Booming Spongers

The birth rate boomed across the industrialized countries that fought in the 2nd World War: Germany, Japan, Britain and the United States, though the birthing take-off took off at different times. The war’s only tangible victor, the U.S., had particularly fervent fertility.

The boomer generation was not as prosperous as they were proliferant. But they made themselves so by readily robbing the next generation.

The population boom propelled a dynamic of growth. Women entered the work force en masse for the first time. The economic bon-ton-roulet was further fueled by debt of every sort: personal, corporate, and sovereign. In short, boomers put themselves and their children in hock to finance a generational bubble of prosperity that was illusory, because it could not be sustained.
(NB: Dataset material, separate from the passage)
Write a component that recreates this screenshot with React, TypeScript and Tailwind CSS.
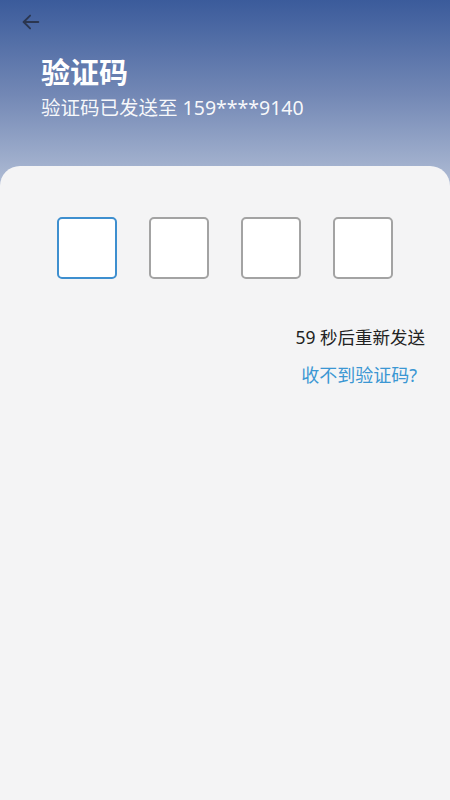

What also could not be sustained was the environmental destruction that proceeded at an accelerated pace. The natural world was considered practically limitless in its exploitative potential. The exuberant fouling of water and air were curtailed only when they overwhelmed. “Better living through chemistry” was glorified by killing pests of every sort, while ignoring as much as possible the knock-on effects of environmental poisoning. Similarly, global warming was kicked into high gear, though that would not become apparent until the boomers were retiring.

As the boomers moved into middle age, their bulk gave them political heft, which they used to reward themselves with generous benefits. Government deficits exploded as tax rates were slashed; justified, for those that gave it any thought, by the same voodoo economics that became conventional wisdom: growth is good, and going into debt incidental. This was as if a financial perpetual motion machine existed: that debt generates its own payback via prosperity.

Each American born in 1945 can expect a lifetime net transfer of $2.2 million from the state. All told, in the U.S., those who turned 65 in 2010 are eligible for $333 billion more in benefits than they paid in taxes.

But of course, the butter was not evenly spread. Those well-off fared better. Facing retirement age, the lower class, less politically powerful, are turning into toast.

The convergence of environmental, economic and financial malaise is finally being felt, albeit unevenly. The well-off and well-connected are naturally less concerned. After all, in the autumn of one’s years, what is to be done but enjoy the joy ride to its end.

Sources:

Ishi Nobu, Spokes of the Wheel, Book 6: The Fruits of Civilization, BookBaby, (2019).

“Sponging boomers,” The Economist (29 September 2012).